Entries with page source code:
——————————

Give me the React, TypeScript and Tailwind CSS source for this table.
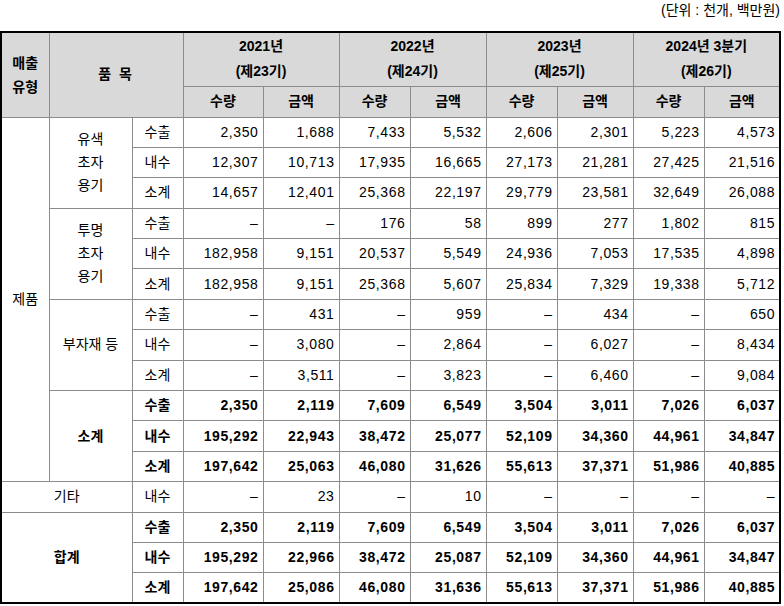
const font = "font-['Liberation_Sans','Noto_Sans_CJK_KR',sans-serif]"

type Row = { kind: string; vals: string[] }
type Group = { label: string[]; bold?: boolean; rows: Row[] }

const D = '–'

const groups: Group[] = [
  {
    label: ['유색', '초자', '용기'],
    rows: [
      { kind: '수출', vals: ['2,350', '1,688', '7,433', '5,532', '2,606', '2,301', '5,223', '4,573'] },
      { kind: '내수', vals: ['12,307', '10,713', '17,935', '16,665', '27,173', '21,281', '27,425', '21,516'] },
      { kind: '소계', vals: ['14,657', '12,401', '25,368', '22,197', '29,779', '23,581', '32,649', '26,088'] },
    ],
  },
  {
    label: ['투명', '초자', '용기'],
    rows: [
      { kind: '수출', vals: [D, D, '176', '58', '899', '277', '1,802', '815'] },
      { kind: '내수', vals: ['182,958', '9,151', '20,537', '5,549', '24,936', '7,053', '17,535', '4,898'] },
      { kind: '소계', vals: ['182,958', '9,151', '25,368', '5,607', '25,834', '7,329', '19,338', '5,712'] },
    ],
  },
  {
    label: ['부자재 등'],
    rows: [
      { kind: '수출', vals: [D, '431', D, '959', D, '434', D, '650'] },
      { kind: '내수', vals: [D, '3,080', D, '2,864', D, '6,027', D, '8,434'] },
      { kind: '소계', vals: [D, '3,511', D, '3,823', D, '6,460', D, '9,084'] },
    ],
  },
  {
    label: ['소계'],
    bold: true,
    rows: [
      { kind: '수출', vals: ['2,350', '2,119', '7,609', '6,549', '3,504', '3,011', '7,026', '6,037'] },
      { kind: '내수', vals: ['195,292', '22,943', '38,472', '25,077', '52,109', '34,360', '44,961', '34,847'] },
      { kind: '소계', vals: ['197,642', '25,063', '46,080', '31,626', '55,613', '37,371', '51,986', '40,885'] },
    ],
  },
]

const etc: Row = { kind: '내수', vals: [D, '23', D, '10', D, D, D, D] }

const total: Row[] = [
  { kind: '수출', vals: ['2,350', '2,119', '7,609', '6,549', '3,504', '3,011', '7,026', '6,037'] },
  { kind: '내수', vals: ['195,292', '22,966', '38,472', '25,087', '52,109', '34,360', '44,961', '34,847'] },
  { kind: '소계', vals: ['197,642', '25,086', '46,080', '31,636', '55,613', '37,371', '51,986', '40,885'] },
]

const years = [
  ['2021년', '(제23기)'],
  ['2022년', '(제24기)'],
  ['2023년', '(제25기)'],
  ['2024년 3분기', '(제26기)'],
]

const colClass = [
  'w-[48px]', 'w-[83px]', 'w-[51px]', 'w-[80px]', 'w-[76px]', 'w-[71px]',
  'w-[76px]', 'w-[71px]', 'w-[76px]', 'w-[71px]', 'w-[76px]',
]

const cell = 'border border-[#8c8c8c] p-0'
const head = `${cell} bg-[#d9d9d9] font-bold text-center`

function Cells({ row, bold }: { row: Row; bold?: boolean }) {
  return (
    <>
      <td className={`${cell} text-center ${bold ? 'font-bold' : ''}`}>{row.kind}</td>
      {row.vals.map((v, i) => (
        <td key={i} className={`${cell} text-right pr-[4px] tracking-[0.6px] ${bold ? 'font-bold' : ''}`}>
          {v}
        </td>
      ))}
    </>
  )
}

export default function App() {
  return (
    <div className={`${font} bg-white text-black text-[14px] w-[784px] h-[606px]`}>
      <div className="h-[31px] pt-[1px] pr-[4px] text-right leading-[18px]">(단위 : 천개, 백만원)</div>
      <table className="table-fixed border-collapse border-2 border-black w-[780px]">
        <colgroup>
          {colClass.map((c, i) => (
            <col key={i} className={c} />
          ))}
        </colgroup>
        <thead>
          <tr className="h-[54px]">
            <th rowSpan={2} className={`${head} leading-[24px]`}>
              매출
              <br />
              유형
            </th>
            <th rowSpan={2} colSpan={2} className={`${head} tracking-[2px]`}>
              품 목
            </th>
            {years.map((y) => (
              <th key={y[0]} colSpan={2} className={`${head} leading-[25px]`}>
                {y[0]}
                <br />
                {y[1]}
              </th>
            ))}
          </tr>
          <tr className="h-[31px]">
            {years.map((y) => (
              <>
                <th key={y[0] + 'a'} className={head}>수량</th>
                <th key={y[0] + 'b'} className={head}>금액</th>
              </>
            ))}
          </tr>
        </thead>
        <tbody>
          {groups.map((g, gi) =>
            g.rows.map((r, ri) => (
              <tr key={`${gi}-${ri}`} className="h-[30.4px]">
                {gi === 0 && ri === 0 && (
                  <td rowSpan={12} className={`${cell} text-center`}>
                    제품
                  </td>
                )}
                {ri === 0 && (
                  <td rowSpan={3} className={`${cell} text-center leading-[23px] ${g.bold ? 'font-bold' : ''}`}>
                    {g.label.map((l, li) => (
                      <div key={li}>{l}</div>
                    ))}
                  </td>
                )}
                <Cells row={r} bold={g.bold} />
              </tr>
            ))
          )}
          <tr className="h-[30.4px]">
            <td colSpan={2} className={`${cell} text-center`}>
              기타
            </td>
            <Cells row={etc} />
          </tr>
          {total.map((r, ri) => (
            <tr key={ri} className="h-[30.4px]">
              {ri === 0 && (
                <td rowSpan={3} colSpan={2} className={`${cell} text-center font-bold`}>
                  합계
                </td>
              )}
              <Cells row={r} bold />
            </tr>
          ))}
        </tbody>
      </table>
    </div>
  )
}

——————————

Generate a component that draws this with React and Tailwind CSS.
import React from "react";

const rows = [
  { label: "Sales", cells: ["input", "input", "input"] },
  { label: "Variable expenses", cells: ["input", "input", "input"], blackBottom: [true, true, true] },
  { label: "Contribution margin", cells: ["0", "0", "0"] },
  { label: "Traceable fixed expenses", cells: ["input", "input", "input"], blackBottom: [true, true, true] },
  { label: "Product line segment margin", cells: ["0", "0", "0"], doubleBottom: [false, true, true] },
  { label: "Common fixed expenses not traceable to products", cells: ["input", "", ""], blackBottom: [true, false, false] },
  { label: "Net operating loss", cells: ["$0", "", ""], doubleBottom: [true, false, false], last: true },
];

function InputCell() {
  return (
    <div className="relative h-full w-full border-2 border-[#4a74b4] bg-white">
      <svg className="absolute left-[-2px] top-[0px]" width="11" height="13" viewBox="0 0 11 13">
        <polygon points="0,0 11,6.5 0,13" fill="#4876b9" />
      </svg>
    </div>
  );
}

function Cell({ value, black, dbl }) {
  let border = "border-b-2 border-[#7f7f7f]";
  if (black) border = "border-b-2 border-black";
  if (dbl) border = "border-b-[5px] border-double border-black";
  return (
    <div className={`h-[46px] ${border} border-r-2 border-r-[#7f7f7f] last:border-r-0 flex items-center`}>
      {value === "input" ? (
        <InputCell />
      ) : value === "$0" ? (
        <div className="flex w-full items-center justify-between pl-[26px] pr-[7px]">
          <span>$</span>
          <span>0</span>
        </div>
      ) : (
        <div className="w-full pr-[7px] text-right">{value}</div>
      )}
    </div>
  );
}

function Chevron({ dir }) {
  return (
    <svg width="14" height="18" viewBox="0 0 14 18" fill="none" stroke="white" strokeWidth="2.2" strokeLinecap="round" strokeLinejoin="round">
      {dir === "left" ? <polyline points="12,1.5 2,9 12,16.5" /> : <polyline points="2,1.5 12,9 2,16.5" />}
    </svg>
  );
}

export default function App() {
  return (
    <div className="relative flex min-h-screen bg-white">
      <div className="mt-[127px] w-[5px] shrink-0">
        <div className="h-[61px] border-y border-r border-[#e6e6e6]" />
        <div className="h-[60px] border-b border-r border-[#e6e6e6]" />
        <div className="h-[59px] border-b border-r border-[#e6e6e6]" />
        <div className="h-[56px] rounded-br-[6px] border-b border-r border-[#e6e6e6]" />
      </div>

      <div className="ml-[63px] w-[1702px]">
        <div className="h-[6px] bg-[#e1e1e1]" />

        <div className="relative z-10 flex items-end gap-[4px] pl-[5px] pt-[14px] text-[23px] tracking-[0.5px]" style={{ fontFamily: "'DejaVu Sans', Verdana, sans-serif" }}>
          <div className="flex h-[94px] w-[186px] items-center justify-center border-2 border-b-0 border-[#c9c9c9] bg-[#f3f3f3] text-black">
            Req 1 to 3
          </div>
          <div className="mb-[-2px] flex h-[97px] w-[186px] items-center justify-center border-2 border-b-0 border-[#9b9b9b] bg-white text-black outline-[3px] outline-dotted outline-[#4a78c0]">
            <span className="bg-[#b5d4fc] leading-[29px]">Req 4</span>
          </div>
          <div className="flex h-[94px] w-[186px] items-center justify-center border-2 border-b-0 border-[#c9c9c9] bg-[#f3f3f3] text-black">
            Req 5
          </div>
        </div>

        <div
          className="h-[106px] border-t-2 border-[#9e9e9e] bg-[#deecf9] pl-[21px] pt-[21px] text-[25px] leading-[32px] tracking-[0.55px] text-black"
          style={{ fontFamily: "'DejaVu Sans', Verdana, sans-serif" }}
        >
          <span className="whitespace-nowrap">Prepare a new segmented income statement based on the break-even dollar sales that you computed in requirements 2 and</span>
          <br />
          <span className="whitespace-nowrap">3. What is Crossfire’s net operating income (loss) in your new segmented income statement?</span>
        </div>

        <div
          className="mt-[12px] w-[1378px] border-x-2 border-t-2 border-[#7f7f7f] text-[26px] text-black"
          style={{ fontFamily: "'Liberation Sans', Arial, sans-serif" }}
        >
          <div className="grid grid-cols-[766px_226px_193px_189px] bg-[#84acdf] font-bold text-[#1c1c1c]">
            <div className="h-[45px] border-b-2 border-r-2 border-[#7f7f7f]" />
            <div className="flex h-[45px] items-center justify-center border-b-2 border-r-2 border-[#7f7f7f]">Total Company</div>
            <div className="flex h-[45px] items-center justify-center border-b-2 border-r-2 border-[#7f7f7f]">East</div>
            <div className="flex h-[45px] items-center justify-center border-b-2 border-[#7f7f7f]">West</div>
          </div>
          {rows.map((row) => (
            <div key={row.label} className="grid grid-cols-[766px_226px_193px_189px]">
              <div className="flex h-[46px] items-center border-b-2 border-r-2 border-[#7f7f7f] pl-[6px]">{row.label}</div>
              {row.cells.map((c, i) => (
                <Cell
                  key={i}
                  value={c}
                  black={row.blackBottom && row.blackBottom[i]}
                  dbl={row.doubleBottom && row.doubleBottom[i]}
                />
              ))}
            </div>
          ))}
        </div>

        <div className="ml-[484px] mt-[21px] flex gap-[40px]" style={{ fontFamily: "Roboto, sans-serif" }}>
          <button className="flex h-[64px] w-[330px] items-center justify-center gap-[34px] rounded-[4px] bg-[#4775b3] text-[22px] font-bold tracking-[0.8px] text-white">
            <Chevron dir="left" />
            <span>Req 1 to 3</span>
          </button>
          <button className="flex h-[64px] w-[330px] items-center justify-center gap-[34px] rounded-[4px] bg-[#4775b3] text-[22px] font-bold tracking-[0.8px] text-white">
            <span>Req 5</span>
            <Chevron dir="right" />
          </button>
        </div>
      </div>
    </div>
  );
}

——————————

▶ Short task: Across the data, tally the lines containing "that" and give back the number alone.

▶ Answer to the problem: 2